Pour le président de la Commission Nationale Indépendante des Droits de l’Homme (CNIDH), Frère Emmanuel Ntakarutimana, « les gens ne devraient pas avoir peur de la justice ». Il indique qu’une trentaine de pays ont mis en place une commission vérité pour faire la lumière sur un épisode sanglant de leur histoire.
« La vérité ne sera pas suivie seulement par des sanctions, rappelle-t-il. Quand on a un péché, on se sent mal à l’aise et quand on trouve l’occasion de se confesser, de dire sa faute à haute voix et de demander pardon, on est apaisé. »
Frère Emmanuel Ntakarutimana signale qu’avec l’éclatement de la vérité, les rescapés, les veuves, les orphelins sauront où ont été enterrés les leurs. « Et pourront les exhumer pour les enterrer dignement », précise-t-il.

« Chacun a une part de responsabilité dans les crimes commis au Burundi »

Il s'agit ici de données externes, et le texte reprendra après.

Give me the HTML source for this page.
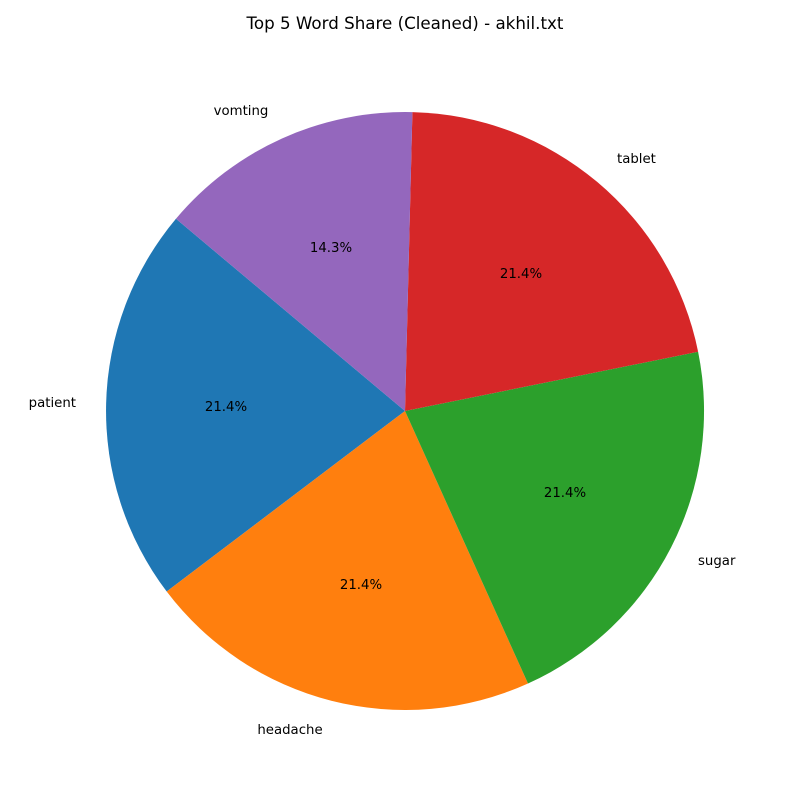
<!DOCTYPE html>
<html><head><meta charset="utf-8"><style>
html,body{margin:0;padding:0;background:#fff;}
svg{display:block;}
text{font-family:"DejaVu Sans","Liberation Sans",sans-serif;fill:#000;}
</style></head><body>
<svg width="800" height="800" viewBox="0 0 800 800">
<rect width="800" height="800" fill="#fff"/>
<text x="405" y="29" font-size="16.7" text-anchor="middle">Top 5 Word Share (Cleaned) - akhil.txt</text>
<g>
<path d="M405,411 L175.96,218.8 A299,299 0 0 0 166.7,591.5 Z" fill="#1f77b4"/>
<path d="M405,411 L166.7,591.5 A299,299 0 0 0 528.0,683.5 Z" fill="#ff7f0e"/>
<path d="M405,411 L528.0,683.5 A299,299 0 0 0 698.1,351.7 Z" fill="#2ca02c"/>
<path d="M405,411 L698.1,351.7 A299,299 0 0 0 412.4,112.1 Z" fill="#d62728"/>
<path d="M405,411 L412.4,112.1 A299,299 0 0 0 175.96,218.8 Z" fill="#9467bd"/>
</g>
<g font-size="13.3">
<text x="76" y="407" text-anchor="end">patient</text>
<text x="290" y="734" text-anchor="middle">headache</text>
<text x="698" y="565" text-anchor="start">sugar</text>
<text x="617" y="163" text-anchor="start">tablet</text>
<text x="241" y="115" text-anchor="middle">vomting</text>
<text x="226" y="411" text-anchor="middle">21.4%</text>
<text x="361" y="589" text-anchor="middle">21.4%</text>
<text x="565" y="497" text-anchor="middle">21.4%</text>
<text x="521" y="278" text-anchor="middle">21.4%</text>
<text x="331" y="252" text-anchor="middle">14.3%</text>
</g>
</svg>
</body></html>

Jésus Marie Minani, de la commune Musigati, colline Gashinge, zone Kivyuka trouve qu’il est temps de se réconcilier. Tout en soulignant que chacun a une part de responsabilité dans les crimes commis au Burundi, il indique que personne ne peut affirmer qu’il a les mains propres.
« Sans prendre des armes, nous avons tué par des paroles, par le cynisme, par cette manifestation de la joie lorsqu’on entend que quelqu’un de l’autre ethnie est en forte difficulté ou est mort », explique-t-il.
Une idée partagée par Anatole Ndahabonyerugira, de la colline Gihamagara, commune Itaba, de la Province Gitega qui estime qu’il y a ceux qui ont tué par les armes et ceux qui ont tué par leur « mauvaise langue ».
Les deux hommes reconnaissent qu’on ne peut pas toujours chercher des alibis pour justifier ses crimes et rejeter le tort vers les autres. Ils soulignent l’urgence de se pardonner mutuellement et se réconcilier.

« Évitons la généralisation »

Deo Manirampa, de la Colline Musenyi est de l’avis contraire. Il rejette l’idée selon laquelle « tous les Burundais ont tué, c’est une généralisation, s’insurge-t-il. Certains ont été contraints de commettre des crimes, ne fût-ce que pour sauver leur vie. D’autres ont donné de la nourriture aux combattants sous la contrainte. Mais, c’est bien celui qui a exigé à la population de la nourriture qui devrait être poursuivi. »
Il pense qu’il serait plus juste de poursuivre d’abord les commanditaires et organisateurs des tueries perpétrées au Burundi. Après, viendra le tour des petits exécutants et dossiers secondaire en rapport avec les crises.

C’est aussi la position de Pascasie Ndirikirirenza, de la colline Gihamagara, commune Itaba, province Gitega qui précise que ce sont les hautes autorités qui ont alimenté ces crises. Pour elle, il faut que ces dernières assument leur responsabilité et la population suivra.
M. Manirampa, déplore que la peur empêche d’accéder à la vérité. Il demande au gouvernement de s’impliquer davantage et de protéger les témoins. Dans ce cas, affirme-t-il, « on n’aura pas peur de dire ce qu’on a vécu, voire de témoigner contre ceux qui occupent des hautes fonctions ».

Que faire pour amener les bourreaux à assumer leur culpabilité ?

« Préparer les cœurs de la population du sommet à la base pour que les gens comprennent que notre pays a besoin de se rétablir. Que nous ne devrions pas rester dans cette situation où les crimes se répètent après quelques années pour les mêmes causes », constitue un préalable d’après Frère Emmanuel Ntakarutimana, président de la Commission Nationale Indépendante des Droits de l’Homme (CNDIH) pour briser le silence et avouer ses crimes.

Il souligne qu’il faut prendre le temps de discuter du meilleur chemin de notre rédemption. Pour lui, si c’est pour punir seulement, ça ne sera pas facile de connaître la vérité. « Nous ne devons pas construire le pays sur le mensonge comme si nos frères, sœurs, parents,… assassinés ne représentaient rien. Nous devons leur rendre hommage et amener les bourreaux à dire la vérité. C’est cette vérité qui unira les Burundais », affirme-t-il. Pour lui, la question pendante est celle des sanctions. « Quelles sanctions va-t-on réclamer dans un pays comme le nôtre, taraudé par le souci de se reconstruire et non de se détruire encore ? », se demande-t-il.

Emmanuel Ntakarutimana, trouve que les trois mois qui nous restent avant la mise en place de la CVR suffisent pour inculquer à la population le civisme de dire la vérité. Il précise par ailleurs que cette sensibilisation devra également accompagner les travaux de cette commission.